- TASK DIRECTIONS:
Would you restate all the data that follows, word for word?

- DATASET EXTRACT:
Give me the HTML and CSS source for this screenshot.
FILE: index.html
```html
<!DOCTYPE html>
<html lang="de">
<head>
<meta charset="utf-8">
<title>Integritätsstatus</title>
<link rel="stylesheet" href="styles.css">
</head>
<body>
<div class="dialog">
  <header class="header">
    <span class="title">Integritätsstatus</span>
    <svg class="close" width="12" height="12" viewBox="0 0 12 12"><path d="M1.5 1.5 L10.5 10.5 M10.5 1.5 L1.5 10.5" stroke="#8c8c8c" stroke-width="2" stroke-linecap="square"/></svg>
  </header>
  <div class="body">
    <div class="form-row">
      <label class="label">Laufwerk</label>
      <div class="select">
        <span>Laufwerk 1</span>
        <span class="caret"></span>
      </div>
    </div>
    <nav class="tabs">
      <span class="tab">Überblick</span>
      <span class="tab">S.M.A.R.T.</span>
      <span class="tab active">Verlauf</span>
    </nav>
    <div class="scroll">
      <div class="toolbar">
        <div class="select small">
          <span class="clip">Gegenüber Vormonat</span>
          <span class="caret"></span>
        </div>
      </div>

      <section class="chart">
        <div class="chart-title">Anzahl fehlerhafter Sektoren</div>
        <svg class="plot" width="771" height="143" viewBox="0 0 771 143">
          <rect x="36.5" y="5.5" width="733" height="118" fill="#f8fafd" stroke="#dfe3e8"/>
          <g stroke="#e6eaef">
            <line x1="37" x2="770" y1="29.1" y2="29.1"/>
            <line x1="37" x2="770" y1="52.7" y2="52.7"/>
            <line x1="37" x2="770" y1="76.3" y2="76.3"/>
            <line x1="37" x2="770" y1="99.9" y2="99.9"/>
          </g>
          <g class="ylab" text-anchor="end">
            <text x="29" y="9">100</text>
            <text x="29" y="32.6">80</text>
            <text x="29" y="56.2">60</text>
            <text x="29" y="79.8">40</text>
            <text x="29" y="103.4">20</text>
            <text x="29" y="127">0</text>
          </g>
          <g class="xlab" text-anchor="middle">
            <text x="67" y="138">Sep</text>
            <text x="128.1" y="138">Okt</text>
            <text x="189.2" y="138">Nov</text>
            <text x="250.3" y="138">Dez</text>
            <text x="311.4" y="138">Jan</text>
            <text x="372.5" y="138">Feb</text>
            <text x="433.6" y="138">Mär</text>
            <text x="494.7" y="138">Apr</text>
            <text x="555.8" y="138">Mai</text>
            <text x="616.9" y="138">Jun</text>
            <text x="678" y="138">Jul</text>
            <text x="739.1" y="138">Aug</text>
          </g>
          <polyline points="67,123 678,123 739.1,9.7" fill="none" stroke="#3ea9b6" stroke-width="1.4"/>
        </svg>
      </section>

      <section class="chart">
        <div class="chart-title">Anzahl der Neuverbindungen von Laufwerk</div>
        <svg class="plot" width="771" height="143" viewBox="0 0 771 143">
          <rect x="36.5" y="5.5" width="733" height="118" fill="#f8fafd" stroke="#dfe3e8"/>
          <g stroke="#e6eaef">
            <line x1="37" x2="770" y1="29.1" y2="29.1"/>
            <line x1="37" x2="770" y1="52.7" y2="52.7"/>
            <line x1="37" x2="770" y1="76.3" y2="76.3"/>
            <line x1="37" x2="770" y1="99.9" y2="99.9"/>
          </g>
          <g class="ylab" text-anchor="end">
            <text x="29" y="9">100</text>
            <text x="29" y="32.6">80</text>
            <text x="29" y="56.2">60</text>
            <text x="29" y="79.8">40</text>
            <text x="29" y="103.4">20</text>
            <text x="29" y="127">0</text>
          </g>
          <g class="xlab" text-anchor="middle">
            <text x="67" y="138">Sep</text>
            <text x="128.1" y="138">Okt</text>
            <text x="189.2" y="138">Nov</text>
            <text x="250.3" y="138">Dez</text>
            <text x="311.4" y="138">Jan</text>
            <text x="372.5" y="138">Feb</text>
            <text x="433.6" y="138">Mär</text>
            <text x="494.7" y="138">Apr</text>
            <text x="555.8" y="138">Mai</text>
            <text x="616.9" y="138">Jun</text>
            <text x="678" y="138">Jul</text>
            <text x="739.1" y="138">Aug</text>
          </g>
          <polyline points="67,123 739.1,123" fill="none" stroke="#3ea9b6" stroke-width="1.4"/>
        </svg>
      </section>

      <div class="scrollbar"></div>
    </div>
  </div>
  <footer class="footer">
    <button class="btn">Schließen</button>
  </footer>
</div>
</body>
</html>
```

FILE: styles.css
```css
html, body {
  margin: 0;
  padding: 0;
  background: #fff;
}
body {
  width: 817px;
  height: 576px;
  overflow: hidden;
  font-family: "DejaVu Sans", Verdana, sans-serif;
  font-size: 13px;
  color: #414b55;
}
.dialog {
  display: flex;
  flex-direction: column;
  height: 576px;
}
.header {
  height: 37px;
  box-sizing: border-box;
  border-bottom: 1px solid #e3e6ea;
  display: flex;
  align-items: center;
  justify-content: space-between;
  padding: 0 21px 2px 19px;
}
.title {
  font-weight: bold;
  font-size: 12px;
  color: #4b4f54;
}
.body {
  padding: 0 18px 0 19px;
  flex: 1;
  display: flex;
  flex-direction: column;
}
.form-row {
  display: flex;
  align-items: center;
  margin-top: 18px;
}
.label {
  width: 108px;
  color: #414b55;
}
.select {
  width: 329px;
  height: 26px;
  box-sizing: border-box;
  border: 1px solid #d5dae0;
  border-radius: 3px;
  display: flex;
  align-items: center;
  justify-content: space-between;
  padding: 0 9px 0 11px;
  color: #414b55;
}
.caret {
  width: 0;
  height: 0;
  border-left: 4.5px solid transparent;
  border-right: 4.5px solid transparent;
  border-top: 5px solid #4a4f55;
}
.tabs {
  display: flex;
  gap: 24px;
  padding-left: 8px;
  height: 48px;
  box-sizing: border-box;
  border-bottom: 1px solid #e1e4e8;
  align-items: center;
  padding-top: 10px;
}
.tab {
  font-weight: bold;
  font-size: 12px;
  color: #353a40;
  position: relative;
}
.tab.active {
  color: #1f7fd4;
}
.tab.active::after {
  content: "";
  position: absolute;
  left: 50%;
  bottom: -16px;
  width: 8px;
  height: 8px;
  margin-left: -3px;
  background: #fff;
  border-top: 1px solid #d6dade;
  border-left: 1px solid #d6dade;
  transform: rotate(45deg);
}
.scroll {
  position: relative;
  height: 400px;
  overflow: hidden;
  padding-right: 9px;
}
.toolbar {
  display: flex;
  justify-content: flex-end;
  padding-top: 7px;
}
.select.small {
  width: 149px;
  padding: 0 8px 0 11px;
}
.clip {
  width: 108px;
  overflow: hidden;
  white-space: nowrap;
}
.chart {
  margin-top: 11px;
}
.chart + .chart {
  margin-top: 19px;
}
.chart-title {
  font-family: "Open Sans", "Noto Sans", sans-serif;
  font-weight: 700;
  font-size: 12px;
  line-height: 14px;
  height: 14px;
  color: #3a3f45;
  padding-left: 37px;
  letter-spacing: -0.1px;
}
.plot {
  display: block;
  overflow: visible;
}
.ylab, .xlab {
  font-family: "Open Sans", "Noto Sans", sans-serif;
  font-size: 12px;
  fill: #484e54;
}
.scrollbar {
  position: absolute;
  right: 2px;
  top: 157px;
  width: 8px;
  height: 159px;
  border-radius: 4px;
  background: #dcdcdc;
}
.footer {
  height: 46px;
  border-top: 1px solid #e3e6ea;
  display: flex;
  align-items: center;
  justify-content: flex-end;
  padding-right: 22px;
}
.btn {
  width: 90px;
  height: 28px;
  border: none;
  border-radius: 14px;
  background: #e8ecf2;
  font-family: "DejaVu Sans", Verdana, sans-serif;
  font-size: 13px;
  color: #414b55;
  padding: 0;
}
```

- SOLUTION TO THE EXERCISE:
Give me the HTML and CSS source for this screenshot.
FILE: index.html
```html
<!DOCTYPE html>
<html lang="de">
<head>
<meta charset="utf-8">
<title>Integritätsstatus</title>
<link rel="stylesheet" href="styles.css">
</head>
<body>
<div class="dialog">
  <header class="header">
    <span class="title">Integritätsstatus</span>
    <svg class="close" width="12" height="12" viewBox="0 0 12 12"><path d="M1.5 1.5 L10.5 10.5 M10.5 1.5 L1.5 10.5" stroke="#8c8c8c" stroke-width="2" stroke-linecap="square"/></svg>
  </header>
  <div class="body">
    <div class="form-row">
      <label class="label">Laufwerk</label>
      <div class="select">
        <span>Laufwerk 1</span>
        <span class="caret"></span>
      </div>
    </div>
    <nav class="tabs">
      <span class="tab">Überblick</span>
      <span class="tab">S.M.A.R.T.</span>
      <span class="tab active">Verlauf</span>
    </nav>
    <div class="scroll">
      <div class="toolbar">
        <div class="select small">
          <span class="clip">Gegenüber Vormonat</span>
          <span class="caret"></span>
        </div>
      </div>

      <section class="chart">
        <div class="chart-title">Anzahl fehlerhafter Sektoren</div>
        <svg class="plot" width="771" height="143" viewBox="0 0 771 143">
          <rect x="36.5" y="5.5" width="733" height="118" fill="#f8fafd" stroke="#dfe3e8"/>
          <g stroke="#e6eaef">
            <line x1="37" x2="770" y1="29.1" y2="29.1"/>
            <line x1="37" x2="770" y1="52.7" y2="52.7"/>
            <line x1="37" x2="770" y1="76.3" y2="76.3"/>
            <line x1="37" x2="770" y1="99.9" y2="99.9"/>
          </g>
          <g class="ylab" text-anchor="end">
            <text x="29" y="9">100</text>
            <text x="29" y="32.6">80</text>
            <text x="29" y="56.2">60</text>
            <text x="29" y="79.8">40</text>
            <text x="29" y="103.4">20</text>
            <text x="29" y="127">0</text>
          </g>
          <g class="xlab" text-anchor="middle">
            <text x="67" y="138">Sep</text>
            <text x="128.1" y="138">Okt</text>
            <text x="189.2" y="138">Nov</text>
            <text x="250.3" y="138">Dez</text>
            <text x="311.4" y="138">Jan</text>
            <text x="372.5" y="138">Feb</text>
            <text x="433.6" y="138">Mär</text>
            <text x="494.7" y="138">Apr</text>
            <text x="555.8" y="138">Mai</text>
            <text x="616.9" y="138">Jun</text>
            <text x="678" y="138">Jul</text>
            <text x="739.1" y="138">Aug</text>
          </g>
          <polyline points="67,123 678,123 739.1,9.7" fill="none" stroke="#3ea9b6" stroke-width="1.4"/>
        </svg>
      </section>

      <section class="chart">
        <div class="chart-title">Anzahl der Neuverbindungen von Laufwerk</div>
        <svg class="plot" width="771" height="143" viewBox="0 0 771 143">
          <rect x="36.5" y="5.5" width="733" height="118" fill="#f8fafd" stroke="#dfe3e8"/>
          <g stroke="#e6eaef">
            <line x1="37" x2="770" y1="29.1" y2="29.1"/>
            <line x1="37" x2="770" y1="52.7" y2="52.7"/>
            <line x1="37" x2="770" y1="76.3" y2="76.3"/>
            <line x1="37" x2="770" y1="99.9" y2="99.9"/>
          </g>
          <g class="ylab" text-anchor="end">
            <text x="29" y="9">100</text>
            <text x="29" y="32.6">80</text>
            <text x="29" y="56.2">60</text>
            <text x="29" y="79.8">40</text>
            <text x="29" y="103.4">20</text>
            <text x="29" y="127">0</text>
          </g>
          <g class="xlab" text-anchor="middle">
            <text x="67" y="138">Sep</text>
            <text x="128.1" y="138">Okt</text>
            <text x="189.2" y="138">Nov</text>
            <text x="250.3" y="138">Dez</text>
            <text x="311.4" y="138">Jan</text>
            <text x="372.5" y="138">Feb</text>
            <text x="433.6" y="138">Mär</text>
            <text x="494.7" y="138">Apr</text>
            <text x="555.8" y="138">Mai</text>
            <text x="616.9" y="138">Jun</text>
            <text x="678" y="138">Jul</text>
            <text x="739.1" y="138">Aug</text>
          </g>
          <polyline points="67,123 739.1,123" fill="none" stroke="#3ea9b6" stroke-width="1.4"/>
        </svg>
      </section>

      <div class="scrollbar"></div>
    </div>
  </div>
  <footer class="footer">
    <button class="btn">Schließen</button>
  </footer>
</div>
</body>
</html>
```

FILE: styles.css
```css
html, body {
  margin: 0;
  padding: 0;
  background: #fff;
}
body {
  width: 817px;
  height: 576px;
  overflow: hidden;
  font-family: "DejaVu Sans", Verdana, sans-serif;
  font-size: 13px;
  color: #414b55;
}
.dialog {
  display: flex;
  flex-direction: column;
  height: 576px;
}
.header {
  height: 37px;
  box-sizing: border-box;
  border-bottom: 1px solid #e3e6ea;
  display: flex;
  align-items: center;
  justify-content: space-between;
  padding: 0 21px 2px 19px;
}
.title {
  font-weight: bold;
  font-size: 12px;
  color: #4b4f54;
}
.body {
  padding: 0 18px 0 19px;
  flex: 1;
  display: flex;
  flex-direction: column;
}
.form-row {
  display: flex;
  align-items: center;
  margin-top: 18px;
}
.label {
  width: 108px;
  color: #414b55;
}
.select {
  width: 329px;
  height: 26px;
  box-sizing: border-box;
  border: 1px solid #d5dae0;
  border-radius: 3px;
  display: flex;
  align-items: center;
  justify-content: space-between;
  padding: 0 9px 0 11px;
  color: #414b55;
}
.caret {
  width: 0;
  height: 0;
  border-left: 4.5px solid transparent;
  border-right: 4.5px solid transparent;
  border-top: 5px solid #4a4f55;
}
.tabs {
  display: flex;
  gap: 24px;
  padding-left: 8px;
  height: 48px;
  box-sizing: border-box;
  border-bottom: 1px solid #e1e4e8;
  align-items: center;
  padding-top: 10px;
}
.tab {
  font-weight: bold;
  font-size: 12px;
  color: #353a40;
  position: relative;
}
.tab.active {
  color: #1f7fd4;
}
.tab.active::after {
  content: "";
  position: absolute;
  left: 50%;
  bottom: -16px;
  width: 8px;
  height: 8px;
  margin-left: -3px;
  background: #fff;
  border-top: 1px solid #d6dade;
  border-left: 1px solid #d6dade;
  transform: rotate(45deg);
}
.scroll {
  position: relative;
  height: 400px;
  overflow: hidden;
  padding-right: 9px;
}
.toolbar {
  display: flex;
  justify-content: flex-end;
  padding-top: 7px;
}
.select.small {
  width: 149px;
  padding: 0 8px 0 11px;
}
.clip {
  width: 108px;
  overflow: hidden;
  white-space: nowrap;
}
.chart {
  margin-top: 11px;
}
.chart + .chart {
  margin-top: 19px;
}
.chart-title {
  font-family: "Open Sans", "Noto Sans", sans-serif;
  font-weight: 700;
  font-size: 12px;
  line-height: 14px;
  height: 14px;
  color: #3a3f45;
  padding-left: 37px;
  letter-spacing: -0.1px;
}
.plot {
  display: block;
  overflow: visible;
}
.ylab, .xlab {
  font-family: "Open Sans", "Noto Sans", sans-serif;
  font-size: 12px;
  fill: #484e54;
}
.scrollbar {
  position: absolute;
  right: 2px;
  top: 157px;
  width: 8px;
  height: 159px;
  border-radius: 4px;
  background: #dcdcdc;
}
.footer {
  height: 46px;
  border-top: 1px solid #e3e6ea;
  display: flex;
  align-items: center;
  justify-content: flex-end;
  padding-right: 22px;
}
.btn {
  width: 90px;
  height: 28px;
  border: none;
  border-radius: 14px;
  background: #e8ecf2;
  font-family: "DejaVu Sans", Verdana, sans-serif;
  font-size: 13px;
  color: #414b55;
  padding: 0;
}
```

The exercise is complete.